## What you are asked to do
Set down the data below without change, skipping the pictures it holds.
Start
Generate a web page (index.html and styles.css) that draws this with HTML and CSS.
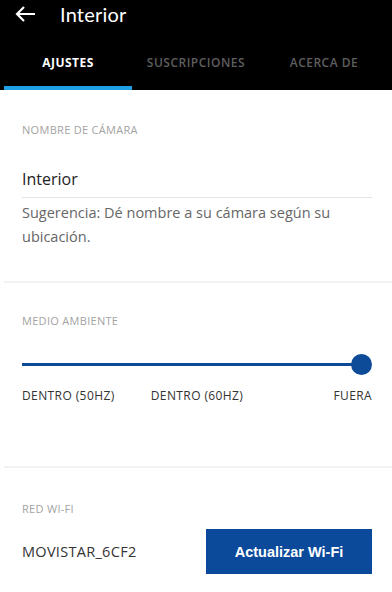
FILE: index.html
```html
<!DOCTYPE html>
<html lang="es">
<head>
<meta charset="utf-8">
<link rel="stylesheet" href="styles.css">
</head>
<body>
<header class="appbar">
  <div class="titlebar">
    <svg class="back" width="22" height="18" viewBox="0 0 22 18"><path d="M21 9H3M10 2L3 9l7 7" fill="none" stroke="#fff" stroke-width="2.2"/></svg>
    <span class="title">Interior</span>
  </div>
  <nav class="tabs">
    <div class="tab active">AJUSTES</div>
    <div class="tab">SUSCRIPCIONES</div>
    <div class="tab">ACERCA DE</div>
  </nav>
</header>
<main>
  <section class="sec sec-name">
    <div class="label">NOMBRE DE CÁMARA</div>
    <div class="input">Interior</div>
    <p class="hint">Sugerencia: Dé nombre a su cámara según su ubicación.</p>
  </section>
  <div class="divider"></div>
  <section class="sec sec-env">
    <div class="label">MEDIO AMBIENTE</div>
    <div class="slider"><div class="track"></div><div class="knob"></div></div>
    <div class="stops"><span>DENTRO (50HZ)</span><span class="mid">DENTRO (60HZ)</span><span class="end">FUERA</span></div>
  </section>
  <div class="divider"></div>
  <section class="sec sec-wifi">
    <div class="label">RED WI-FI</div>
    <div class="wifirow"><span class="ssid">MOVISTAR_6CF2</span><button class="btn">Actualizar Wi-Fi</button></div>
  </section>
</main>
</body>
</html>
```
FILE: styles.css
```css
html, body { margin: 0; padding: 0; background: #fff; }
body { font-family: "Open Sans", "Lato", sans-serif; width: 392px; overflow: hidden; }
.appbar { background: #000; height: 90px; display: flex; flex-direction: column; }
.titlebar { height: 30px; display: flex; align-items: center; padding-left: 14px; }
.back { display: block; margin-top: -2px; }
.title { font-family: "Lato", sans-serif; color: #fff; font-size: 20px; margin-left: 24px; margin-top: -2px; letter-spacing: 0.2px; }
.tabs { flex: 1; display: flex; padding-left: 4px; }
.tab { width: 128px; display: flex; align-items: center; justify-content: center; color: #5e5e5e; font-size: 12px; font-weight: 600; letter-spacing: 0.5px; border-bottom: 4px solid transparent; padding-top: 8px; }
.tab.active { color: #fff; font-weight: 700; border-bottom-color: #1ea0e6; }
.sec { padding: 0 20px 0 22px; box-sizing: border-box; }
.label { color: #a3a3a3; font-size: 11px; line-height: 14px; letter-spacing: 0.3px; }
.sec-name { padding-top: 33px; height: 191px; }
.input { margin-top: 31px; font-size: 16px; line-height: 22px; color: #222; padding-bottom: 7px; border-bottom: 1px solid #e4e4e4; }
.hint { margin: 3px 0 0; font-size: 14.5px; line-height: 24px; color: #666; }
.divider { height: 2px; background: #f2f2f2; margin-left: 4px; }
.sec-env { padding-top: 31px; height: 183px; }
.slider { position: relative; height: 22px; margin-top: 26px; }
.track { position: absolute; left: 0; right: 10px; top: 9px; height: 3px; background: #0d4a98; }
.knob { position: absolute; right: 0; top: 0; width: 21px; height: 21px; border-radius: 50%; background: #0d4a98; }
.stops { display: grid; grid-template-columns: 1fr auto 1fr; margin-top: 12px; font-size: 12px; line-height: 16px; letter-spacing: 0.4px; color: #333; }
.stops .mid { text-align: center; }
.stops .end { text-align: right; }
.sec-wifi { padding-top: 34px; }
.wifirow { display: flex; align-items: center; justify-content: space-between; margin-top: 13px; }
.ssid { font-size: 14.5px; letter-spacing: 0.3px; color: #333; }
.btn { width: 166px; height: 45px; border: 0; background: #0b4a9b; color: #fff; font-family: "Liberation Sans", Arial, sans-serif; font-weight: 700; font-size: 14.5px; }
```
End
## Correct response
Generate a web page (index.html and styles.css) that draws this with HTML and CSS.
FILE: index.html
```html
<!DOCTYPE html>
<html lang="es">
<head>
<meta charset="utf-8">
<link rel="stylesheet" href="styles.css">
</head>
<body>
<header class="appbar">
  <div class="titlebar">
    <svg class="back" width="22" height="18" viewBox="0 0 22 18"><path d="M21 9H3M10 2L3 9l7 7" fill="none" stroke="#fff" stroke-width="2.2"/></svg>
    <span class="title">Interior</span>
  </div>
  <nav class="tabs">
    <div class="tab active">AJUSTES</div>
    <div class="tab">SUSCRIPCIONES</div>
    <div class="tab">ACERCA DE</div>
  </nav>
</header>
<main>
  <section class="sec sec-name">
    <div class="label">NOMBRE DE CÁMARA</div>
    <div class="input">Interior</div>
    <p class="hint">Sugerencia: Dé nombre a su cámara según su ubicación.</p>
  </section>
  <div class="divider"></div>
  <section class="sec sec-env">
    <div class="label">MEDIO AMBIENTE</div>
    <div class="slider"><div class="track"></div><div class="knob"></div></div>
    <div class="stops"><span>DENTRO (50HZ)</span><span class="mid">DENTRO (60HZ)</span><span class="end">FUERA</span></div>
  </section>
  <div class="divider"></div>
  <section class="sec sec-wifi">
    <div class="label">RED WI-FI</div>
    <div class="wifirow"><span class="ssid">MOVISTAR_6CF2</span><button class="btn">Actualizar Wi-Fi</button></div>
  </section>
</main>
</body>
</html>
```
FILE: styles.css
```css
html, body { margin: 0; padding: 0; background: #fff; }
body { font-family: "Open Sans", "Lato", sans-serif; width: 392px; overflow: hidden; }
.appbar { background: #000; height: 90px; display: flex; flex-direction: column; }
.titlebar { height: 30px; display: flex; align-items: center; padding-left: 14px; }
.back { display: block; margin-top: -2px; }
.title { font-family: "Lato", sans-serif; color: #fff; font-size: 20px; margin-left: 24px; margin-top: -2px; letter-spacing: 0.2px; }
.tabs { flex: 1; display: flex; padding-left: 4px; }
.tab { width: 128px; display: flex; align-items: center; justify-content: center; color: #5e5e5e; font-size: 12px; font-weight: 600; letter-spacing: 0.5px; border-bottom: 4px solid transparent; padding-top: 8px; }
.tab.active { color: #fff; font-weight: 700; border-bottom-color: #1ea0e6; }
.sec { padding: 0 20px 0 22px; box-sizing: border-box; }
.label { color: #a3a3a3; font-size: 11px; line-height: 14px; letter-spacing: 0.3px; }
.sec-name { padding-top: 33px; height: 191px; }
.input { margin-top: 31px; font-size: 16px; line-height: 22px; color: #222; padding-bottom: 7px; border-bottom: 1px solid #e4e4e4; }
.hint { margin: 3px 0 0; font-size: 14.5px; line-height: 24px; color: #666; }
.divider { height: 2px; background: #f2f2f2; margin-left: 4px; }
.sec-env { padding-top: 31px; height: 183px; }
.slider { position: relative; height: 22px; margin-top: 26px; }
.track { position: absolute; left: 0; right: 10px; top: 9px; height: 3px; background: #0d4a98; }
.knob { position: absolute; right: 0; top: 0; width: 21px; height: 21px; border-radius: 50%; background: #0d4a98; }
.stops { display: grid; grid-template-columns: 1fr auto 1fr; margin-top: 12px; font-size: 12px; line-height: 16px; letter-spacing: 0.4px; color: #333; }
.stops .mid { text-align: center; }
.stops .end { text-align: right; }
.sec-wifi { padding-top: 34px; }
.wifirow { display: flex; align-items: center; justify-content: space-between; margin-top: 13px; }
.ssid { font-size: 14.5px; letter-spacing: 0.3px; color: #333; }
.btn { width: 166px; height: 45px; border: 0; background: #0b4a9b; color: #fff; font-family: "Liberation Sans", Arial, sans-serif; font-weight: 700; font-size: 14.5px; }
```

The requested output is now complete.